_Instructions for the task_
Identify every line containing the word "index" and reproduce each one.

_Information shown_
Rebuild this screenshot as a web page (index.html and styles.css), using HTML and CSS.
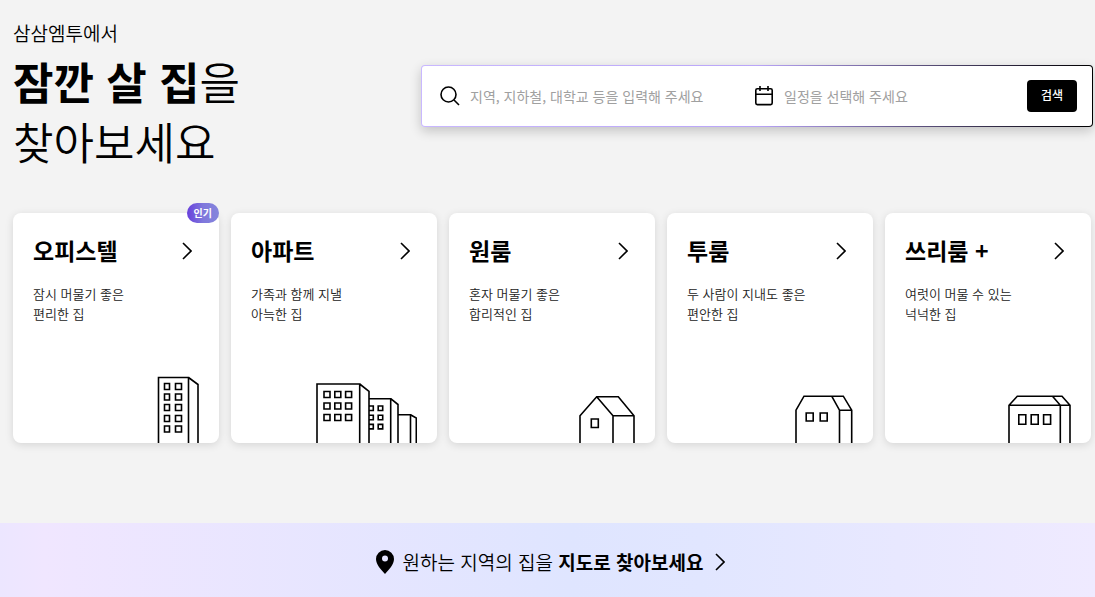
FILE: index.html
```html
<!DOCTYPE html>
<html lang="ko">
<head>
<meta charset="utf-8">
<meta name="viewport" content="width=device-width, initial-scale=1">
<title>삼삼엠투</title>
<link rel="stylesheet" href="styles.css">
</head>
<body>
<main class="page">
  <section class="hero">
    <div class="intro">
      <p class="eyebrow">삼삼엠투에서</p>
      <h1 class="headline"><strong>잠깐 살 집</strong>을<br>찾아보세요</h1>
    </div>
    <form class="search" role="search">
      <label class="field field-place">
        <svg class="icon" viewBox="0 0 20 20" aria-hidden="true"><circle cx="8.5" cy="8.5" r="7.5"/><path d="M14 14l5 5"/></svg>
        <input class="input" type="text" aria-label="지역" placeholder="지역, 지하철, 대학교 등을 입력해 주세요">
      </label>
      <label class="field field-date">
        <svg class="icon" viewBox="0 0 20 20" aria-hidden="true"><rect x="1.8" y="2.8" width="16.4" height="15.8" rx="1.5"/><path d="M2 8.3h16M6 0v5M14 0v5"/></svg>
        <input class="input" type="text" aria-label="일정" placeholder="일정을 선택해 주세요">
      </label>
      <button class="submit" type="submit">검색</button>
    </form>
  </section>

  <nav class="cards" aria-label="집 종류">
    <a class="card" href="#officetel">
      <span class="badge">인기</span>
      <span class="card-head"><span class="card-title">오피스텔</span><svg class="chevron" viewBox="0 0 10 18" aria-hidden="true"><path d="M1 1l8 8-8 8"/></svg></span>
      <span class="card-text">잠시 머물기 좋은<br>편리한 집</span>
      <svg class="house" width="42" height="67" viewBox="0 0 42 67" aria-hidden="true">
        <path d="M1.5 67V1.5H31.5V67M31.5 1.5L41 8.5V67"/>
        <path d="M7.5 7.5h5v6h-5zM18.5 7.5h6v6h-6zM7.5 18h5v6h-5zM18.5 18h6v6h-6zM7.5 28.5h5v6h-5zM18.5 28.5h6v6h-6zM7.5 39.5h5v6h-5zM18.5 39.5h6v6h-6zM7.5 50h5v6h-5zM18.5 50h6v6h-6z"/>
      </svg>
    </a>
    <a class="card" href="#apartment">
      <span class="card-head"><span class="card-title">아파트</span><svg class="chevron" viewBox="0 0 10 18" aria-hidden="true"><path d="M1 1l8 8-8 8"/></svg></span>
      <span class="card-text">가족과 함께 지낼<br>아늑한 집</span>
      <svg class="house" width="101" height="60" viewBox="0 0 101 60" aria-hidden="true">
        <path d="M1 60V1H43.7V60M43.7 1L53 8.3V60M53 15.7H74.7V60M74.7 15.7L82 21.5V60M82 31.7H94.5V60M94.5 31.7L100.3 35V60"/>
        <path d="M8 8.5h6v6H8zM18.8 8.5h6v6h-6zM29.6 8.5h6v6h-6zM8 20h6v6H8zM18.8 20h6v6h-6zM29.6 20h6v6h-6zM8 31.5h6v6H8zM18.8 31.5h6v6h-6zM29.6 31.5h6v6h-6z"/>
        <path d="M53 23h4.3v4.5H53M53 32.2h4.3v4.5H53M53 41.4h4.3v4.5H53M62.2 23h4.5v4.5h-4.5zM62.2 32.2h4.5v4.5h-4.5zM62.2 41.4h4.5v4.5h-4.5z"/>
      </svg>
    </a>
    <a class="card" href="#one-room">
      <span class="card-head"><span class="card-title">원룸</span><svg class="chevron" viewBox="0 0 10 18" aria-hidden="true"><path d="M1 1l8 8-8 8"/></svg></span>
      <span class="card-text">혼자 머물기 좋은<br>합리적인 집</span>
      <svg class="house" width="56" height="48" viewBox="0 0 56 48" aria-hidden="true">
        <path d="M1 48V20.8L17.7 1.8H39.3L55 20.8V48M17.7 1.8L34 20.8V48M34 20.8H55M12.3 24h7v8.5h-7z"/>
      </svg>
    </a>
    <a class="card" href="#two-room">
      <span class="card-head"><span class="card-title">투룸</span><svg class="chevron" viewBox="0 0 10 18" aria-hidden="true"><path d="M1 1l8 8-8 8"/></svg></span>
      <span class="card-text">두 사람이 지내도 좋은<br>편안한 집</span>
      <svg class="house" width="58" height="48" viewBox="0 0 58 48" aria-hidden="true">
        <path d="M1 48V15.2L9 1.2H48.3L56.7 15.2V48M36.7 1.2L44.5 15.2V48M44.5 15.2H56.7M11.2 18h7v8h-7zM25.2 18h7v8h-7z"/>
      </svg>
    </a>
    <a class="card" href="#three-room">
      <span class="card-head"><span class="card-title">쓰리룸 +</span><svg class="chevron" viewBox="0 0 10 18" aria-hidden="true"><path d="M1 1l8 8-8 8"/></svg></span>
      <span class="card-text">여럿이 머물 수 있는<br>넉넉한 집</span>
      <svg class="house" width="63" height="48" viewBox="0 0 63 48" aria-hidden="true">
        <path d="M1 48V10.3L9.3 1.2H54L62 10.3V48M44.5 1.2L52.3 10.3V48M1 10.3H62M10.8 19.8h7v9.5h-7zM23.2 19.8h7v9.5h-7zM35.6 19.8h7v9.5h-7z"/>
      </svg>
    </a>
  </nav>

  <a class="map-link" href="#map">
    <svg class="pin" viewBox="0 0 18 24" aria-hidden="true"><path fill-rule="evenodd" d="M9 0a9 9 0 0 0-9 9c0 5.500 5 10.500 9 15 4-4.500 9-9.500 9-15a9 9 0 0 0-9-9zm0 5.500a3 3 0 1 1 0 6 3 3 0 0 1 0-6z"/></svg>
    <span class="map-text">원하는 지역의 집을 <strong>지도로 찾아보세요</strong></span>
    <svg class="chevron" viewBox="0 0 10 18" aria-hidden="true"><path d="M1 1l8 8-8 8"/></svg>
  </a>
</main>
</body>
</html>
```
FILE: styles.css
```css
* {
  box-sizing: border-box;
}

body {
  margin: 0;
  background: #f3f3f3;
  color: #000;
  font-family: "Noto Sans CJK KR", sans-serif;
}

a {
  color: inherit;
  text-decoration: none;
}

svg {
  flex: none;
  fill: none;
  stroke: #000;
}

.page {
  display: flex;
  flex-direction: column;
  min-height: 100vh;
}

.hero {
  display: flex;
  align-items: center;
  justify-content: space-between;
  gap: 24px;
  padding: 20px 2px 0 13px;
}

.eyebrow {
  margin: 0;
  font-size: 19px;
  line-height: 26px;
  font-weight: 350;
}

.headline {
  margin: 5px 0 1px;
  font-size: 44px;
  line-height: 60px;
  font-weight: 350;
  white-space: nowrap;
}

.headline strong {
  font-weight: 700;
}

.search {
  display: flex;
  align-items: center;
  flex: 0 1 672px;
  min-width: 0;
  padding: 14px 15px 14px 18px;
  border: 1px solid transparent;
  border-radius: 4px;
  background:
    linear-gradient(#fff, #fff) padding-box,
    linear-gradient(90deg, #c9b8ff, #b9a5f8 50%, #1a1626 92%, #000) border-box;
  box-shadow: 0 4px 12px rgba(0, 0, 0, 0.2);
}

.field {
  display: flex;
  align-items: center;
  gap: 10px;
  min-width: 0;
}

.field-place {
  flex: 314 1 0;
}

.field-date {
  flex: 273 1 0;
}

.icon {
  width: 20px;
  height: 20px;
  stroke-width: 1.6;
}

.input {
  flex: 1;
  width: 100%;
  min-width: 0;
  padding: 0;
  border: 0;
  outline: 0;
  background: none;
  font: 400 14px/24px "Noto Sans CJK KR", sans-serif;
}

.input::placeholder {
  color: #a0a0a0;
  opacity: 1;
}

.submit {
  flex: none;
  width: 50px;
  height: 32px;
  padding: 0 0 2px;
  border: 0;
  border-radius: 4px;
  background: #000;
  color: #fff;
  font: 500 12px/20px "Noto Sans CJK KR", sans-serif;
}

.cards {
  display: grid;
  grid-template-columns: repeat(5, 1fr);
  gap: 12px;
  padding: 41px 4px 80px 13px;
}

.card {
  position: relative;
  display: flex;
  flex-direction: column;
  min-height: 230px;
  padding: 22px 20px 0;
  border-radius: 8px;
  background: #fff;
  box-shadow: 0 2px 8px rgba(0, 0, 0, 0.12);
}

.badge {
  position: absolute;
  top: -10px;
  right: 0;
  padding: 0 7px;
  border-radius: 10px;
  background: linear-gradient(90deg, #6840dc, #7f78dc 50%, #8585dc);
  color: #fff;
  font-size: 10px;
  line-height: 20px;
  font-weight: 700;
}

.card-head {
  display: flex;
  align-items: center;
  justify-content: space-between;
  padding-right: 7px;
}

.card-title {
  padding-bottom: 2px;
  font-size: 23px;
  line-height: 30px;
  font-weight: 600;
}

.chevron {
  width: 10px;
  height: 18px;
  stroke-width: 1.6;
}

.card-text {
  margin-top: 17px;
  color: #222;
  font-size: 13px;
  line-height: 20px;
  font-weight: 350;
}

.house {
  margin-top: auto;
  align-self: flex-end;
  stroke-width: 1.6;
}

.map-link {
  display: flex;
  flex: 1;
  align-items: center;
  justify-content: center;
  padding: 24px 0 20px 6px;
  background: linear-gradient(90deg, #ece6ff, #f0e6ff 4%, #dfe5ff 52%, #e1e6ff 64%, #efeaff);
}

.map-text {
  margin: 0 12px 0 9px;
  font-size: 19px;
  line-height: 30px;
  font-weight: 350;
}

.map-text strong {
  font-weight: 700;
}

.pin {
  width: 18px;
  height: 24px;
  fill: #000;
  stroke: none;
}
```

_The result_
Rebuild this screenshot as a web page (index.html and styles.css), using HTML and CSS.
FILE: index.html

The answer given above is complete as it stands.